France state of emergency
A sign reads 'for the removal of the state of emergency' at the entrance of the French Constitutional Council building in Paris.KENZO TRIBOUILLARD/AFP/Getty Images

Amnesty International's report on the abuse of people's civil rights post of the 2015 Paris terror attacks, come close on the heels of France seeking to extend its state of emergency by three more months. Various human rights groups have alleged that police and other officials have abused their powers during this period and an extension will only make the situation worse.

On 3 February, French Interior Minister Bernard Cazeneuve and Prime Minister Manuel Valls proposed an extension of the state of emergency during a cabinet meeting. The measure was originally put in place hours after the terror attacks in Paris, in which 130 people were killed on 13 November last year. It was supposed to last for 12 days. However, it was later extended to 26 February. Now, lawmakers propose to further stretch it to May.

In a written statement, President Francois Hollande stressed on the importance of extending the state of emergency to fight any "terrorist threat". Meanwhile, Amnesty International in its report stated that the emergency counter-terrorism measures which were implemented "trampled on the rights of hundreds of men, women and children".

The counterterrorism measures include banning public assemblies and give French authorities permission to search houses, buildings, and mosques without judicial authorisation. This has led, in some cases to harassment of numerous people, most often Muslim, the report claimed.

"People wake up with 20, 30 police officers bursting into their houses, in many cases people are handcuffed, police point firearms against them," Marco Perolini, who authored the Amnesty report, told Time magazine. "You cannot imagine the traumatizing impact on people."

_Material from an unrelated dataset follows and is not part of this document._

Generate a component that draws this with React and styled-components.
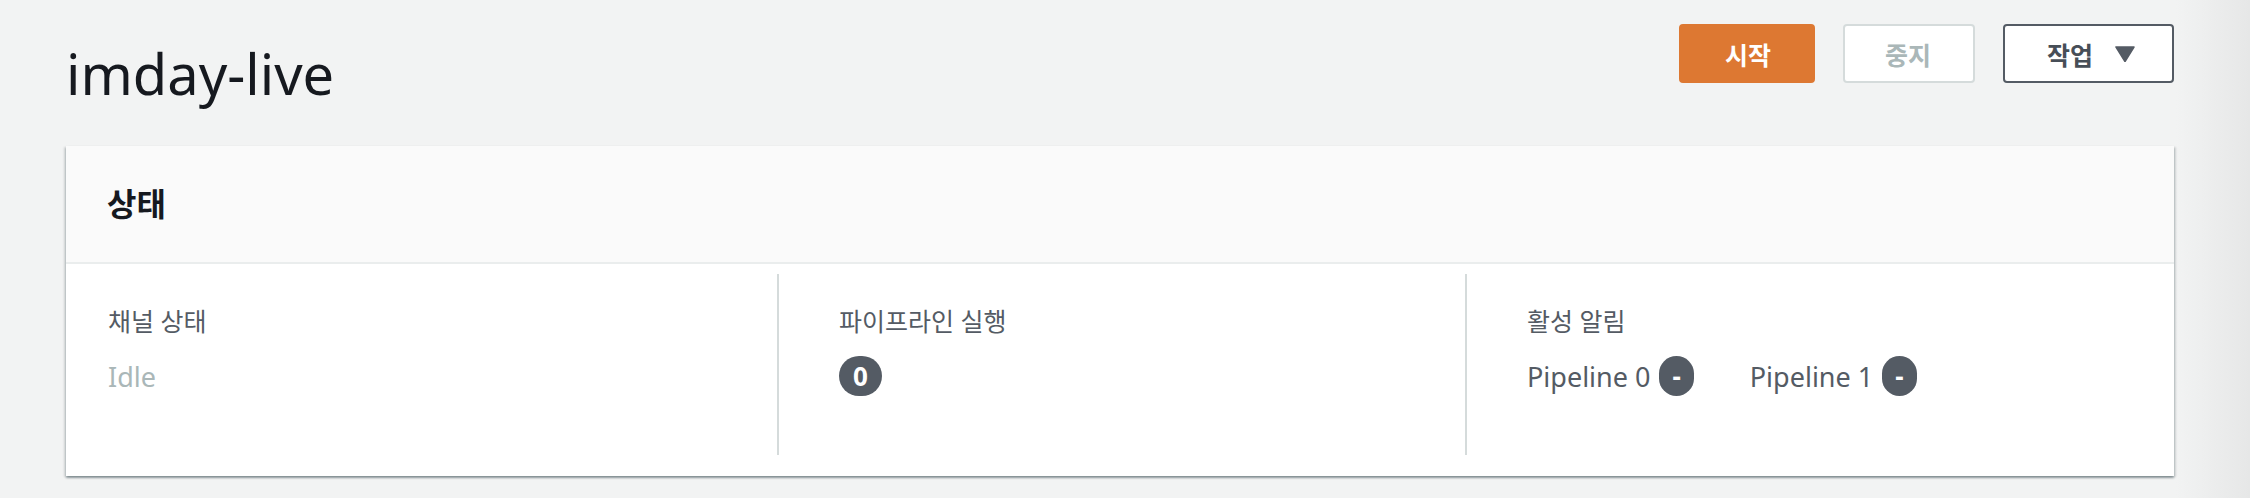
import React from "react";
import styled, { createGlobalStyle } from "styled-components";

const GlobalStyle = createGlobalStyle`
  html, body {
    margin: 0;
    padding: 0;
    background: linear-gradient(to right, #f2f3f3 0, #f2f3f3 calc(100% - 74px), #e6e7e7 100%);
  }
  * { box-sizing: border-box; }
`;

const font = `"Noto Sans", "Noto Sans CJK KR", sans-serif`;

const Page = styled.div`
  min-height: 100vh;
  padding: 24px 76px 0 66px;
  font-family: ${font};
`;

const HeaderRow = styled.div`
  display: flex;
  justify-content: space-between;
  align-items: flex-start;
`;

const Title = styled.h1`
  margin: 19px 0 0 0;
  font-size: 56px;
  line-height: 60px;
  font-weight: 400;
  color: #16191f;
`;

const Actions = styled.div`
  display: flex;
  gap: 28px;
`;

const Button = styled.button`
  display: flex;
  align-items: center;
  justify-content: center;
  gap: 22px;
  height: 59px;
  padding: 0 ${(p) => p.$padR || 42}px 0 ${(p) => p.$padL || 42}px;
  border-radius: 4px;
  font-family: ${font};
  font-size: 25px;
  font-weight: 700;
  cursor: pointer;
  border: 2px solid ${(p) =>
    p.$variant === "primary" ? "#dd7832" : p.$variant === "disabled" ? "#d5dbdb" : "#545b64"};
  background: ${(p) => (p.$variant === "primary" ? "#dd7832" : "#ffffff")};
  color: ${(p) =>
    p.$variant === "primary" ? "#ffffff" : p.$variant === "disabled" ? "#aab7b8" : "#474e57"};
`;

const Caret = () => (
  <svg width="20" height="16" viewBox="0 0 20 16" aria-hidden="true">
    <path d="M1 1 H19 L10 15.5 Z" fill="#545b64" stroke="#545b64" strokeWidth="1.5" strokeLinejoin="round" />
  </svg>
);

const Card = styled.section`
  margin-top: 43px;
  background: #ffffff;
  box-shadow: 0 2px 2px 0 rgba(0, 28, 36, 0.35), 2px 1px 2px 0 rgba(0, 28, 36, 0.12),
    -2px 1px 2px 0 rgba(0, 28, 36, 0.12);
`;

const CardHeader = styled.header`
  display: flex;
  align-items: center;
  height: 118px;
  padding-left: 41px;
  background: #fafafa;
  border-bottom: 2px solid #eaeded;
`;

const CardTitle = styled.h2`
  margin: 0;
  font-size: 32px;
  line-height: 40px;
  font-weight: 700;
  color: #16191f;
`;

const Columns = styled.div`
  display: grid;
  grid-template-columns: 711px 688px 1fr;
  padding: 10px 0 21px;
`;

const Column = styled.div`
  display: flex;
  flex-direction: column;
  height: 181px;
  padding-top: 31px;
  padding-left: ${(p) => (p.$divided ? 60 : 42)}px;
  border-left: ${(p) => (p.$divided ? "2px solid #d5dbdb" : "none")};
`;

const Label = styled.div`
  font-size: 25px;
  line-height: 32px;
  color: #545b64;
`;

const ValueRow = styled.div`
  display: flex;
  align-items: center;
  height: 40px;
  margin-top: 19px;
  font-size: 27px;
  color: ${(p) => (p.$muted ? "#aab7b8" : "#545b64")};
`;

const Pipeline = styled.span`
  display: flex;
  align-items: center;
  gap: 9px;
  margin-right: 56px;
`;

const Badge = styled.span`
  display: inline-flex;
  align-items: center;
  justify-content: center;
  height: 40px;
  padding: 0 ${(p) => (p.$narrow ? 13 : 14)}px;
  border-radius: 20px;
  background: #545b64;
  color: #ffffff;
  font-size: 26px;
  font-weight: 700;
  line-height: 1;
`;

export default function App() {
  return (
    <>
      <GlobalStyle />
      <Page>
        <HeaderRow>
          <Title>imday-live</Title>
          <Actions>
            <Button $variant="primary" $padL={44} $padR={42}>시작</Button>
            <Button $variant="disabled" $padL={40} $padR={42}>중지</Button>
            <Button $padL={42} $padR={37}>
              작업
              <Caret />
            </Button>
          </Actions>
        </HeaderRow>
        <Card>
          <CardHeader>
            <CardTitle>상태</CardTitle>
          </CardHeader>
          <Columns>
            <Column>
              <Label>채널 상태</Label>
              <ValueRow $muted>Idle</ValueRow>
            </Column>
            <Column $divided>
              <Label>파이프라인 실행</Label>
              <ValueRow>
                <Badge>0</Badge>
              </ValueRow>
            </Column>
            <Column $divided>
              <Label>활성 알림</Label>
              <ValueRow>
                <Pipeline>
                  Pipeline 0 <Badge $narrow>-</Badge>
                </Pipeline>
                <Pipeline>
                  Pipeline 1 <Badge $narrow>-</Badge>
                </Pipeline>
              </ValueRow>
            </Column>
          </Columns>
        </Card>
      </Page>
    </>
  );
}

For its research, Amnesty spoke to a number of people who had been targeted by security forces, often simply for the religion they practiced. In some cases, mosques were raided while in other instances, night raids were conducted on the homes of Muslims.

"They broke the doors, came into the mosque with their shoes on and threw the Quran onto the floor," a member of the association of the mosque La Fraternité in Aubervilliers told Amnesty International. Another target of a surprise raid reiterated how the police barged into her house and led to her father falling sick.

"My father has heart problems. Police forced the entrance door open, they did not ring the bell, they burst into the flat, started screaming and handcuffed both my father and my sister. My father felt unwell and after a few minutes fainted. They had to call an ambulance," said Nadia, whose 80-year-old father's house in the Strasbourg region, was searched in November 2015.

Along with testimonies by people affected by the emergency measures, the report offered recommendations to uphold civil liberties of citizens. "Refrain from supporting proposals aimed at extending the current state of emergency unless a sufficiently robust, reasoned and detailed justification has been made by the government," it stated.

The United Nations and the Council of Europe have expressed their disapproval of the proposed extension and on Saturday, 30 January, close to 70 non-governmental organisations came together to demand an end to the measures.